Job — Your task is to copy each line that has the word "with".

★ ★ ★ ★

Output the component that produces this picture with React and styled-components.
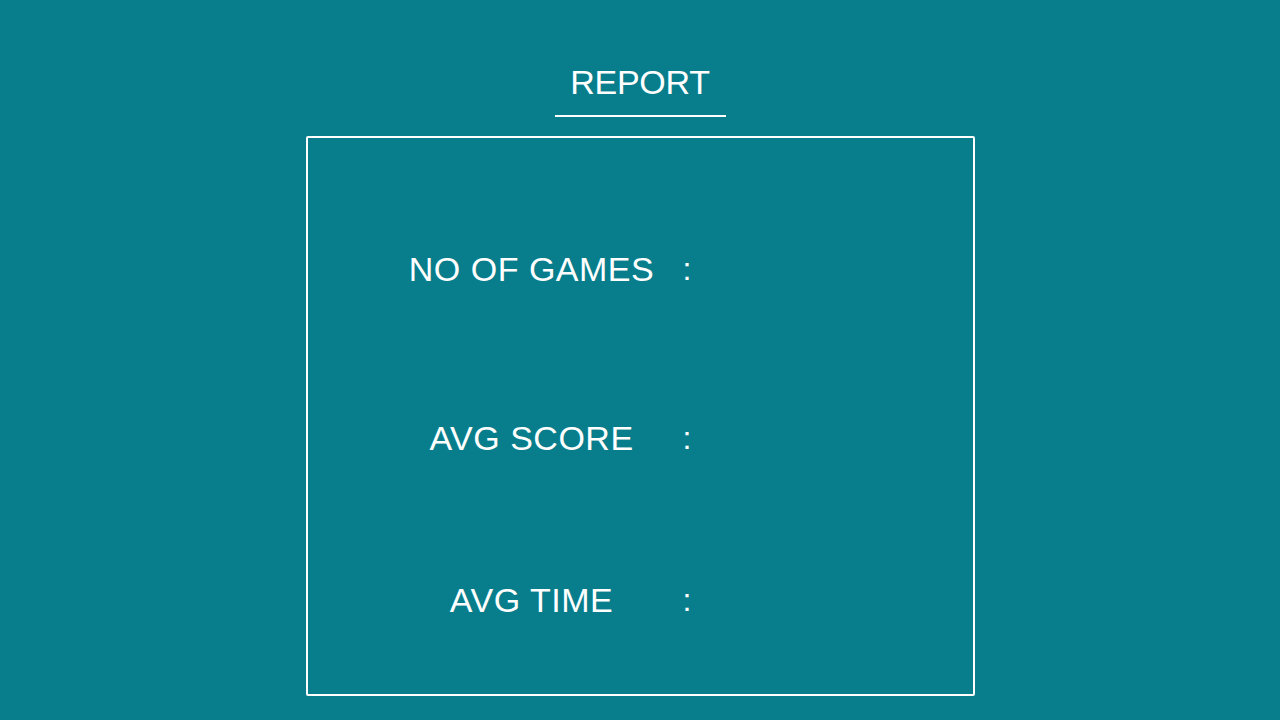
import React from "react";
import styled, { createGlobalStyle } from "styled-components";

const GlobalStyle = createGlobalStyle`
  html, body {
    margin: 0;
    padding: 0;
    background: #087e8c;
  }
  body {
    font-family: "Liberation Sans", Arial, sans-serif;
    color: #ffffff;
  }
`;

const Page = styled.div`
  min-height: 720px;
  padding-top: 62px;
  box-sizing: border-box;
  display: flex;
  flex-direction: column;
  align-items: center;
`;

const Title = styled.h1`
  margin: 0;
  width: 171px;
  padding-bottom: 13px;
  border-bottom: 2px solid #ffffff;
  font-size: 34px;
  font-weight: 400;
  line-height: 40px;
  letter-spacing: -0.3px;
  text-align: center;
`;

const ReportBox = styled.div`
  margin-top: 19px;
  width: 669px;
  height: 560px;
  box-sizing: border-box;
  border: 2px solid #ffffff;
  border-radius: 2px;
  padding: 111px 0 0 92px;
  display: flex;
  flex-direction: column;
`;

const Row = styled.div`
  display: flex;
  align-items: center;
  margin-top: ${(p) => p.$gap || 0}px;
  font-size: 34px;
  line-height: 40px;
`;

const Label = styled.div`
  width: 264px;
  text-align: center;
  letter-spacing: 0.5px;
`;

const Colon = styled.div`
  margin-left: 19px;
  font-size: 32px;
`;

const Value = styled.div`
  margin-left: 16px;
`;

const rows = [
  { label: "NO OF GAMES", gap: 0 },
  { label: "AVG SCORE", gap: 129 },
  { label: "AVG TIME", gap: 122 },
];

export default function App() {
  return (
    <>
      <GlobalStyle />
      <Page>
        <Title>REPORT</Title>
        <ReportBox>
          {rows.map((row) => (
            <Row key={row.label} $gap={row.gap}>
              <Label>{row.label}</Label>
              <Colon>:</Colon>
              <Value></Value>
            </Row>
          ))}
        </ReportBox>
      </Page>
    </>
  );
}
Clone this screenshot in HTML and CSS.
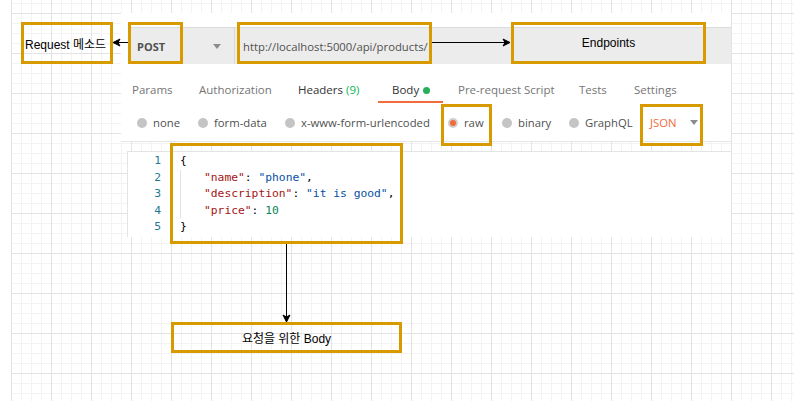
FILE: index.html
```html
<!DOCTYPE html>
<html lang="ko">
<head>
<meta charset="utf-8">
<title>Postman request diagram</title>
<link rel="stylesheet" href="styles.css">
</head>
<body>
<div class="canvas">
  <section class="shot">
    <div class="urlbar">
      <div class="method"><span class="method-name">POST</span><span class="caret"></span></div>
      <div class="url">http://localhost:5000/api/products/</div>
    </div>
    <nav class="tabs">
      <span class="tab t-params">Params</span>
      <span class="tab t-auth">Authorization</span>
      <span class="tab t-headers strong">Headers <span class="count">(9)</span></span>
      <span class="tab t-body strong active">Body <span class="dot"></span></span>
      <span class="tab t-pre">Pre-request Script</span>
      <span class="tab t-tests">Tests</span>
      <span class="tab t-settings">Settings</span>
    </nav>
    <div class="bodytypes">
      <span class="opt o-none"><span class="radio"></span>none</span>
      <span class="opt o-form"><span class="radio"></span>form-data</span>
      <span class="opt o-url"><span class="radio"></span>x-www-form-urlencoded</span>
      <span class="opt o-raw"><span class="radio on"></span>raw</span>
      <span class="opt o-bin"><span class="radio"></span>binary</span>
      <span class="opt o-gql"><span class="radio"></span>GraphQL</span>
      <span class="opt o-json"><span class="json">JSON</span><span class="caret"></span></span>
    </div>
  </section>

  <section class="code">
    <div class="gutter">
      <div>1</div><div>2</div><div>3</div><div>4</div><div>5</div>
    </div>
    <div class="lines">
      <div class="ln">{</div>
      <div class="ln"><span class="ind"></span><span class="k">"name"</span>: <span class="s">"phone"</span>,</div>
      <div class="ln"><span class="ind"></span><span class="k">"description"</span>: <span class="s">"it is good"</span>,</div>
      <div class="ln"><span class="ind"></span><span class="k">"price"</span>: <span class="n">10</span></div>
      <div class="ln">}</div>
    </div>
  </section>

  <svg class="edges" width="794" height="401" viewBox="0 0 794 401">
    <line x1="128" y1="42.5" x2="118" y2="42.5" stroke="#000" stroke-width="1"/>
    <polygon points="113,42.5 120,39 118,42.5 120,46" fill="#000" stroke="#000" stroke-width="1"/>
    <line x1="432" y1="42.5" x2="505" y2="42.5" stroke="#000" stroke-width="1"/>
    <polygon points="510,42.5 503,39 505,42.5 503,46" fill="#000" stroke="#000" stroke-width="1"/>
    <line x1="286.5" y1="244" x2="286.5" y2="317" stroke="#000" stroke-width="1"/>
    <polygon points="286.5,322 283,315 286.5,317 290,315" fill="#000" stroke="#000" stroke-width="1"/>
  </svg>

  <div class="node n-request"><span>Request 메소드</span></div>
  <div class="node n-post"></div>
  <div class="node n-url"></div>
  <div class="node n-endpoints"><span>Endpoints</span></div>
  <div class="node n-raw"></div>
  <div class="node n-json"></div>
  <div class="node n-code"></div>
  <div class="node n-body"><span>요청을 위한 Body</span></div>
</div>
</body>
</html>
```

FILE: styles.css
```css
html, body {
  margin: 0;
  padding: 0;
  background: #ffffff;
}

.canvas {
  position: relative;
  width: 794px;
  height: 401px;
  overflow: hidden;
  background-color: #ffffff;
  background-image:
    linear-gradient(90deg, #ffffff 11px, transparent 11px),
    linear-gradient(#e3e3e3 1px, transparent 1px),
    linear-gradient(90deg, #e3e3e3 1px, transparent 1px),
    linear-gradient(#f3f3f3 1px, transparent 1px),
    linear-gradient(90deg, #f3f3f3 1px, transparent 1px);
  background-size:
    100% 100%,
    40px 40px,
    40px 40px,
    10px 10px,
    10px 10px;
  background-position:
    0 0,
    11px 13px,
    11px 13px,
    11px 13px,
    11px 13px;
  background-repeat: no-repeat, repeat, repeat, repeat, repeat;
  font-family: "Liberation Sans", "Noto Sans CJK KR", sans-serif;
}

/* ---------- Postman screenshot part ---------- */
.shot {
  position: absolute;
  left: 121px;
  top: 13px;
  width: 610px;
  height: 129px;
  box-sizing: border-box;
  background: #ffffff;
  border-bottom: 1px solid #e6e6e6;
  font-family: "Open Sans", "Noto Sans", sans-serif;
  font-size: 11.5px;
  display: flex;
  flex-direction: column;
}

.urlbar {
  margin: 14px 0 0 7px;
  height: 37px;
  box-sizing: border-box;
  background: #ececec;
  border-top: 1px solid #dcdcdc;
  display: flex;
  align-items: center;
  color: #505050;
}

.method {
  width: 107px;
  height: 100%;
  box-sizing: border-box;
  border-right: 1px solid #dadada;
  padding-left: 9px;
  display: flex;
  align-items: center;
}

.method-name {
  font-weight: 700;
  font-size: 11px;
  color: #505050;
}

.caret {
  width: 0;
  height: 0;
  border-left: 4px solid transparent;
  border-right: 4px solid transparent;
  border-top: 5px solid #8c8c8c;
}

.method .caret {
  margin-left: auto;
  margin-right: 13px;
}

.url {
  padding-left: 8px;
  font-size: 11.3px;
  color: #505050;
}

.tabs {
  display: flex;
  height: 39px;
}

.tab {
  box-sizing: border-box;
  height: 39px;
  padding-top: 18px;
  line-height: 16px;
  color: #757575;
  white-space: nowrap;
  border-bottom: 2px solid transparent;
}

.tab.strong { color: #333333; }
.tab .count { color: #0cb55a; }
.tab.active { border-bottom-color: #f26b3a; }

.t-params   { width: 64px;  padding-left: 11px; }
.t-auth     { width: 100px; padding-left: 14px; }
.t-headers  { width: 93px;  padding-left: 13px; }
.t-body     { width: 65px;  padding-left: 14px; }
.t-pre      { width: 122px; padding-left: 15px; }
.t-tests    { width: 55px;  padding-left: 14px; }
.t-settings { padding-left: 14px; }

.dot {
  display: inline-block;
  width: 7px;
  height: 7px;
  border-radius: 50%;
  background: #26b05c;
  margin-left: 1px;
  vertical-align: 0;
}

.bodytypes {
  display: flex;
  align-items: center;
  height: 38px;
  padding-left: 16px;
  padding-top: 1px;
  box-sizing: border-box;
  color: #505050;
  font-size: 11.3px;
}

.opt {
  display: flex;
  align-items: center;
  white-space: nowrap;
}

.radio {
  width: 10px;
  height: 10px;
  border-radius: 50%;
  background: #c4c4c4;
  margin-right: 6px;
  box-sizing: border-box;
}

.radio.on {
  background: #f26b3a;
  border: 2px solid #cfcfcf;
}

.o-none { width: 61px; }
.o-form { width: 87px; }
.o-url  { width: 163px; }
.o-raw  { width: 54px; }
.o-bin  { width: 67px; }
.o-gql  { width: 81px; }
.o-json { width: 60px; }

.json {
  color: #f26b3a;
}

.o-json .caret {
  margin-left: auto;
  margin-right: 12px;
}

/* ---------- code editor ---------- */
.code {
  position: absolute;
  left: 127px;
  top: 151px;
  width: 604px;
  height: 86px;
  box-sizing: border-box;
  background: #ffffff;
  border-top: 1px solid #e4e4e4;
  border-left: 1px solid #e4e4e4;
  display: flex;
  padding-top: 1px;
  font-family: "DejaVu Sans Mono", "Liberation Mono", monospace;
  font-size: 11.3px;
  line-height: 16.6px;
}

.gutter {
  width: 33px;
  text-align: right;
  color: #237893;
}

.lines {
  padding-left: 19px;
  color: #000000;
}

.ln {
  white-space: nowrap;
  height: 16.6px;
}

.ind {
  display: inline-block;
  width: 24px;
  height: 16.6px;
  box-sizing: border-box;
  border-left: 1px solid #e3e3e3;
  vertical-align: top;
}

.k { color: #a31515; }
.s { color: #0451a5; }
.n { color: #098658; }

/* ---------- diagram edges & nodes ---------- */
.edges {
  position: absolute;
  left: 0;
  top: 0;
  pointer-events: none;
}

.node {
  position: absolute;
  box-sizing: border-box;
  border: 3px solid #d79b00;
  display: flex;
  align-items: center;
  justify-content: center;
  font-size: 12px;
  color: #000000;
  white-space: nowrap;
}

.n-request   { left: 21px;  top: 22px;  width: 92px;  height: 42px; justify-content: flex-start; padding-left: 1px; }
.n-post      { left: 128px; top: 22px;  width: 55px;  height: 42px; }
.n-url       { left: 237px; top: 22px;  width: 195px; height: 42px; }
.n-endpoints { left: 511px; top: 22px;  width: 195px; height: 42px; }
.n-raw       { left: 441px; top: 104px; width: 51px;  height: 42px; }
.n-json      { left: 640px; top: 104px; width: 63px;  height: 42px; }
.n-code      { left: 170px; top: 143px; width: 233px; height: 101px; }
.n-body      { left: 171px; top: 322px; width: 231px; height: 31px; }
```
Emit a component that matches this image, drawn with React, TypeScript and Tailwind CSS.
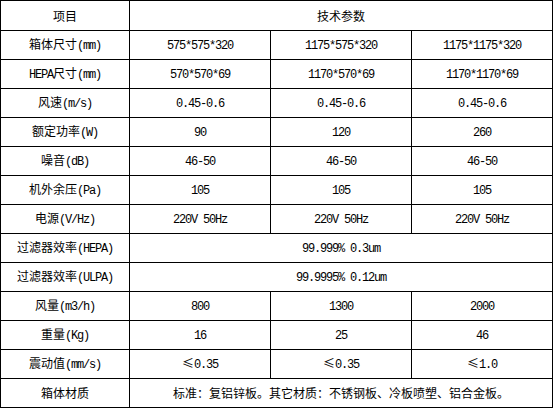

★ ★ ★ ★

Full solution —
Output the component that produces this picture with React and styled-components.
Emit a component that matches this image, drawn with React, TypeScript and Tailwind CSS.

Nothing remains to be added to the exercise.